Supplied information:
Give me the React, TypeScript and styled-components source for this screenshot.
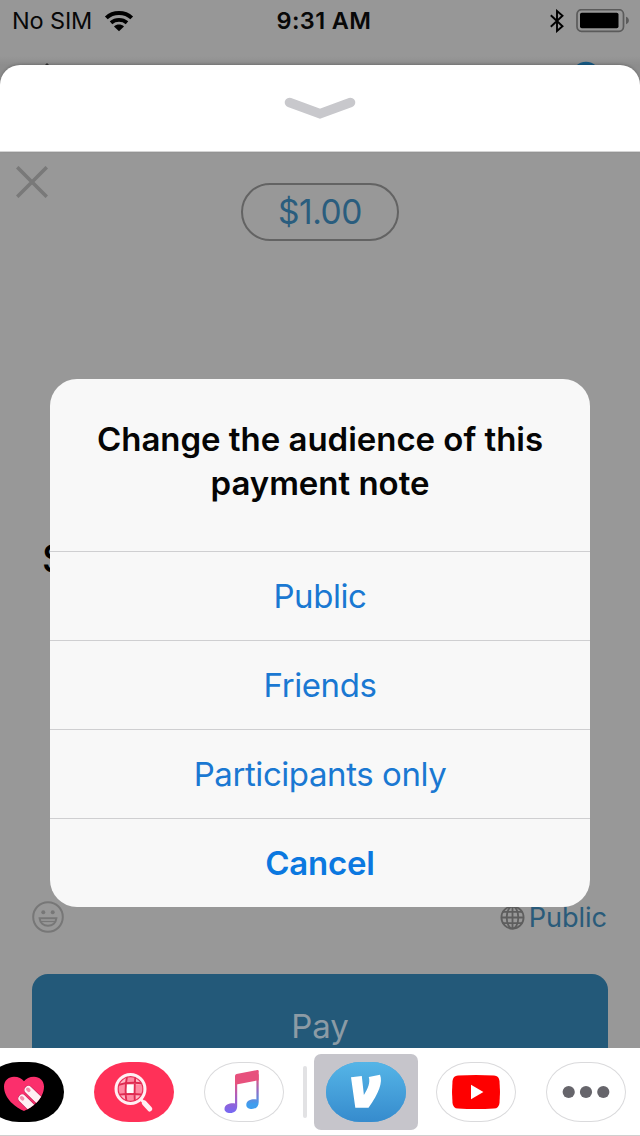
import React from "react";
import styled, { createGlobalStyle } from "styled-components";

const GlobalStyle = createGlobalStyle`
  * { box-sizing: border-box; }
  body { margin: 0; font-family: Inter, "Liberation Sans", sans-serif; }
  button { font-family: inherit; border: 0; padding: 0; background: none; }
  svg { display: block; flex: none; }
`;

const Screen = styled.main`
  position: relative;
  width: 640px;
  height: 1136px;
  overflow: hidden;
  display: flex;
  flex-direction: column;
  background: #979797;
`;

const StatusBar = styled.header`
  height: 65px;
  flex: none;
  display: grid;
  grid-template-columns: 1fr auto 1fr;
  align-items: start;
  padding: 0 11px 0 12px;
  background: linear-gradient(#979797 56px, #8d8d8d 65px);
`;

const StatusGroup = styled.div<{ $end?: boolean }>`
  display: flex;
  align-items: center;
  justify-content: ${(p) => (p.$end ? "flex-end" : "flex-start")};
  gap: 12px;
  height: 41px;
`;

const StatusText = styled.span<{ $bold?: boolean }>`
  font-size: 23.5px;
  line-height: 41px;
  font-weight: ${(p) => (p.$bold ? 600 : 400)};
  letter-spacing: ${(p) => (p.$bold ? "0.4px" : "-0.15px")};
  margin-left: ${(p) => (p.$bold ? "7px" : "0")};
  color: #080808;
`;

const Peek = styled.svg`
  position: absolute;
  top: 60px;
  left: 0;
`;

const Grabber = styled.div`
  position: relative;
  height: 87px;
  flex: none;
  display: flex;
  justify-content: center;
  padding-top: 31px;
  background: #fff;
  border-radius: 20px 20px 0 0;
  border-bottom: 1px solid #d4d4d4;
  box-shadow: 0 -1px 3px rgba(0, 0, 0, 0.2);
`;

const GrabberBack = styled.div`
  background: #8d8d8d;
  flex: none;
`;

const Compose = styled.section`
  flex: 1;
  min-height: 0;
  display: flex;
  flex-direction: column;
  padding: 0 32px;
  background: #989898;
`;

const AmountRow = styled.div`
  display: grid;
  grid-template-columns: 1fr 158px 1fr;
  align-items: start;
  margin: 0 -16px;
  padding-top: 14px;
`;

const Amount = styled.div`
  height: 58px;
  margin-top: 17px;
  border: 2px solid #636363;
  border-radius: 29px;
  text-align: center;
  font-size: 33.5px;
  line-height: 55px;
  letter-spacing: -0.45px;
  color: #2a5d7e;
`;

const Note = styled.p`
  flex: 1;
  margin: 0;
  padding: 293px 0 0 10px;
  font-size: 38px;
  line-height: 48px;
  font-weight: 500;
  color: #000;
`;

const OptionsRow = styled.div`
  display: flex;
  justify-content: space-between;
  align-items: center;
  height: 34px;
  margin-bottom: 40px;
`;

const Audience = styled.div`
  display: flex;
  align-items: center;
  gap: 4px;
  margin-right: 1px;
  font-size: 27.2px;
  line-height: 34px;
  letter-spacing: -0.1px;
  color: #2a5b7a;
`;

const AudienceLabel = styled.span`
  padding-top: 2px;
`;

const PayButton = styled.button`
  height: 74px;
  flex: none;
  padding-top: 30px;
  border-radius: 16px 16px 0 0;
  background: #235979;
  color: #8c9ba5;
  font-size: 33px;
  line-height: 44px;
`;

const Drawer = styled.nav`
  height: 88px;
  flex: none;
  display: flex;
  align-items: center;
  padding-top: 1px;
  background: #fff;
  border-bottom: 1px solid #cfcfcf;
`;

const AppPill = styled.div<{ $bg?: string; $after?: number; $before?: number }>`
  width: 80px;
  height: 60px;
  flex: none;
  margin-left: ${(p) => p.$before ?? 0}px;
  margin-right: ${(p) => p.$after ?? 0}px;
  border-radius: 35px / 30px;
  background: ${(p) => p.$bg ?? "#fff"};
  box-shadow: ${(p) => (p.$bg ? "none" : "inset 0 0 0 1px #dadadc")};
  overflow: hidden;
`;

const Divider = styled.div`
  width: 4px;
  height: 52px;
  flex: none;
  margin: 0 7px 0 19px;
  border-radius: 2px;
  background: #e2e2e4;
`;

const Selected = styled.div`
  width: 104px;
  height: 76px;
  flex: none;
  margin-right: 18px;
  display: grid;
  place-items: center;
  border-radius: 7px;
  background: #c6c5cb;
`;

const Dialog = styled.div`
  position: absolute;
  top: 379px;
  left: 50px;
  width: 540px;
  height: 528px;
  border-radius: 27px;
  overflow: hidden;
  background: #f8f8f8;
  text-align: center;
`;

const DialogTitle = styled.h1`
  margin: 0;
  height: 172px;
  padding-top: 38px;
  font-size: 33px;
  line-height: 44px;
  font-weight: 600;
  letter-spacing: -0.03px;
  color: #050505;
`;

const Choice = styled.button<{ $bold?: boolean }>`
  display: block;
  width: 100%;
  height: 89px;
  border-top: 1px solid #cfcfd1;
  font-size: 33px;
  line-height: 88px;
  font-weight: ${(p) => (p.$bold ? 600 : 400)};
  letter-spacing: ${(p) => (p.$bold ? "-0.2px" : "-0.43px")};
  color: ${(p) => (p.$bold ? "#0b78e0" : "#1a78d2")};
`;

const WifiIcon = () => (
  <svg width="30" height="22" viewBox="0 0 30 22" fill="none" stroke="#000" strokeWidth="4">
    <path d="M2.3 7.9C9.2 1.4 20.8 1.4 27.7 7.9" />
    <path d="M7 12.8C11.5 8.9 18.5 8.9 23 12.8" strokeWidth="3.8" />
    <path d="M10 16.4C12.8 13.8 17.2 13.8 20 16.4L15 21.2Z" fill="#000" stroke="none" />
  </svg>
);

const BluetoothIcon = () => (
  <svg width="14" height="24" viewBox="0 0 14 24" fill="none" stroke="#000" strokeWidth="1.9">
    <path d="M.8 6.3L12.5 17.2L7 22V2L12.5 6.8L.8 17.7" />
  </svg>
);

const BatteryIcon = () => (
  <svg width="53" height="24" viewBox="0 0 53 24">
    <rect x="1" y="0.7" width="46.5" height="21.6" rx="4.5" fill="none" stroke="#5b5b5b" strokeWidth="1.7" />
    <rect x="4" y="3.8" width="38.5" height="15.4" rx="1.8" />
    <path d="M50 7.8C53.8 8.9 53.8 14.1 50 15.2Z" fill="#5b5b5b" />
  </svg>
);

const GlobeIcon = () => (
  <svg width="25" height="25" viewBox="0 0 25 25" fill="none" stroke="#5e5e5e" strokeWidth="1.8">
    <circle cx="12.5" cy="12.5" r="11.1" />
    <ellipse cx="12.5" cy="12.5" rx="5.8" ry="11.1" />
    <path d="M12.5 1V24M1 12.5H24M2.7 6.8H22.3M2.7 18.2H22.3" />
  </svg>
);

const SmileIcon = () => (
  <svg width="32" height="32" viewBox="0 0 32 32" fill="none" stroke="#777" strokeWidth="2">
    <circle cx="16" cy="16" r="14.8" />
    <path d="M7.6 17.2H24.4C24 21.8 20.5 24.7 16 24.7S8 21.8 7.6 17.2Z" />
    <path d="M9 20.5H23" strokeWidth="1.3" />
    <circle cx="11.3" cy="11.3" r="2" fill="#777" stroke="none" />
    <circle cx="20.7" cy="11.3" r="2" fill="#777" stroke="none" />
  </svg>
);

const heart =
  "M40 49C32 45.5 20 37 20 24.5C20 18.5 24.5 14.7 30 14.7C34.5 14.7 38 16.5 40 19.2C42 16.5 45.5 14.7 50 14.7C55.5 14.7 60 18.5 60 24.5C60 37 48 45.5 40 49Z";

const HeartArt = () => (
  <svg width="80" height="60" viewBox="0 0 80 60">
    <clipPath id="heartClip"><path d={heart} /></clipPath>
    <path d={heart} fill="#fb2f6c" />
    <g clipPath="url(#heartClip)" strokeLinecap="round">
      <path d="M44.5 28L62 45M38.3 36.5L54 52" stroke="#c42358" strokeWidth="9" />
      <path d="M44.5 28L62 45M38.3 36.5L54 52" stroke="#fff0f4" strokeWidth="7.8" />
      <path d="M43.8 27.3L44.8 28.3M37.6 35.8L38.6 36.8" stroke="#f38bab" strokeWidth="3.6" />
    </g>
  </svg>
);

const ImagesArt = () => (
  <svg width="80" height="60" viewBox="0 0 80 60" fill="none">
    <clipPath id="lensClip"><circle cx="36.5" cy="27" r="13" /></clipPath>
    <g clipPath="url(#lensClip)">
      <rect x="22" y="13" width="30" height="30" fill="#ff8ba3" />
      <path d="M32 22.5H40V32.5H32Z" fill="#fff" />
      <path d="M22 13H32V22.5H22ZM40 13H52V22.5H40ZM22 32.5H32V43H22ZM40 32.5H52V43H40Z" fill="#ffb6c5" />
      <path d="M33.5 12Q30 27 33 43M41.5 12Q40 27 41 43M22 23.5Q36 19 52 22M22 33Q36 31 52 33" stroke="#df2c52" strokeWidth="1.9" />
      <circle cx="36.5" cy="27" r="12.4" stroke="#e8325a" strokeWidth="1.3" />
    </g>
    <circle cx="36.5" cy="27" r="14.5" stroke="#fff0f3" strokeWidth="3" />
    <path d="M47.2 37.7L50 40.5" stroke="#fff0f3" strokeWidth="3" />
    <path d="M50.3 41L55.8 47" stroke="#fff0f3" strokeWidth="5" strokeLinecap="round" />
  </svg>
);

const MusicArt = () => (
  <svg width="80" height="60" viewBox="0 0 80 60">
    <defs>
      <linearGradient id="stemL" x1="0" y1="12" x2="0" y2="50" gradientUnits="userSpaceOnUse">
        <stop offset="0.2" stopColor="#e8547f" /><stop offset="0.6" stopColor="#a95fc0" /><stop offset="1" stopColor="#7768f2" />
      </linearGradient>
      <linearGradient id="stemR" x1="0" y1="8" x2="0" y2="46" gradientUnits="userSpaceOnUse">
        <stop offset="0.2" stopColor="#e8547f" /><stop offset="0.55" stopColor="#916cc4" /><stop offset="0.9" stopColor="#3f9dee" />
      </linearGradient>
    </defs>
    <path d="M31 14V41.5C27 40.8 20.5 42 20.5 47C20.5 49.5 23 51 26 51C30.5 51 33.2 48.5 33.2 44V20H31Z" fill="url(#stemL)" />
    <path d="M52.4 14V37.5C48 36.8 42.3 38.3 42.3 43C42.3 45.6 45 47 47.8 47C52 47 54.7 44.5 54.7 40V12Z" fill="url(#stemR)" />
    <path d="M31 14Q31 12.5 32.5 12.1L53.4 8Q54.7 7.8 54.7 9.2V18.2L31 22.8Z" fill="#e7517d" />
  </svg>
);

const VenmoArt = () => (
  <svg width="80" height="60" viewBox="0 0 80 60">
    <defs>
      <linearGradient id="venmo" x1="0" y1="0" x2="0" y2="1">
        <stop stopColor="#55b5e7" /><stop offset="1" stopColor="#368bcd" />
      </linearGradient>
    </defs>
    <rect width="80" height="60" fill="url(#venmo)" />
    <path d="M25 15.3L35.8 14L37.9 33C42 26.5 44.4 20.5 42.8 15L54 12.7C57 20 53 31 42.5 45.7H29.3Z" fill="#fff" />
  </svg>
);

const YouTubeArt = () => (
  <svg width="80" height="60" viewBox="0 0 80 60">
    <path d="M22 13.4Q40 12.4 58 13.4Q63 13.7 63.5 19Q64.5 30 63.5 41Q63 46.3 58 46.6Q40 47.6 22 46.6Q17 46.3 16.5 41Q15.5 30 16.5 19Q17 13.7 22 13.4Z" fill="#fe0000" />
    <path d="M35 22.8L47.4 30L35 37.2Z" fill="#fff" />
  </svg>
);

const MoreArt = () => (
  <svg width="80" height="60" viewBox="0 0 80 60" fill="#66656b">
    <circle cx="22.7" cy="30" r="6.1" />
    <circle cx="40" cy="30" r="6.1" />
    <circle cx="57.3" cy="30" r="6.1" />
  </svg>
);

export default function App() {
  return (
    <>
      <GlobalStyle />
      <Screen>
        <StatusBar>
          <StatusGroup>
            <StatusText>No SIM</StatusText>
            <WifiIcon />
          </StatusGroup>
          <StatusText $bold>9:31 AM</StatusText>
          <StatusGroup $end>
            <BluetoothIcon />
            <BatteryIcon />
          </StatusGroup>
        </StatusBar>
        <Peek width="640" height="24" viewBox="0 0 640 24">
          <circle cx="586" cy="15.7" r="14" fill="#175b86" />
          <path d="M45 5L47 3L49 5Z" fill="#333" />
        </Peek>
        <GrabberBack>
          <Grabber>
            <svg width="72" height="24" viewBox="0 0 72 24" fill="none" stroke="#c8c8cc" strokeWidth="9.5" strokeLinecap="round">
              <path d="M5.5 6.5L36 17.7L66.5 6.5" />
            </svg>
          </Grabber>
        </GrabberBack>
        <Compose>
          <AmountRow>
            <svg width="32" height="32" viewBox="0 0 32 32" stroke="#797979" strokeWidth="3.6">
              <path d="M1.2 1.2L30.8 30.8M30.8 1.2L1.2 30.8" />
            </svg>
            <Amount>$1.00</Amount>
          </AmountRow>
          <Note>S</Note>
          <OptionsRow>
            <SmileIcon />
            <Audience>
              <GlobeIcon />
              <AudienceLabel>Public</AudienceLabel>
            </Audience>
          </OptionsRow>
          <PayButton>Pay</PayButton>
        </Compose>
        <Drawer>
          <AppPill $bg="#000" $before={-16} $after={30}><HeartArt /></AppPill>
          <AppPill $bg="#ff3158" $after={30}><ImagesArt /></AppPill>
          <AppPill><MusicArt /></AppPill>
          <Divider />
          <Selected>
            <AppPill $bg="#43a0da"><VenmoArt /></AppPill>
          </Selected>
          <AppPill $after={30}><YouTubeArt /></AppPill>
          <AppPill><MoreArt /></AppPill>
        </Drawer>
        <Dialog role="dialog">
          <DialogTitle>Change the audience of this<br />payment note</DialogTitle>
          <Choice>Public</Choice>
          <Choice>Friends</Choice>
          <Choice>Participants only</Choice>
          <Choice $bold>Cancel</Choice>
        </Dialog>
      </Screen>
    </>
  );
}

To be done: Go through the listing above and list every line that has the word "React".

Response to the exercise:
Give me the React, TypeScript and styled-components source for this screenshot.
import React from "react";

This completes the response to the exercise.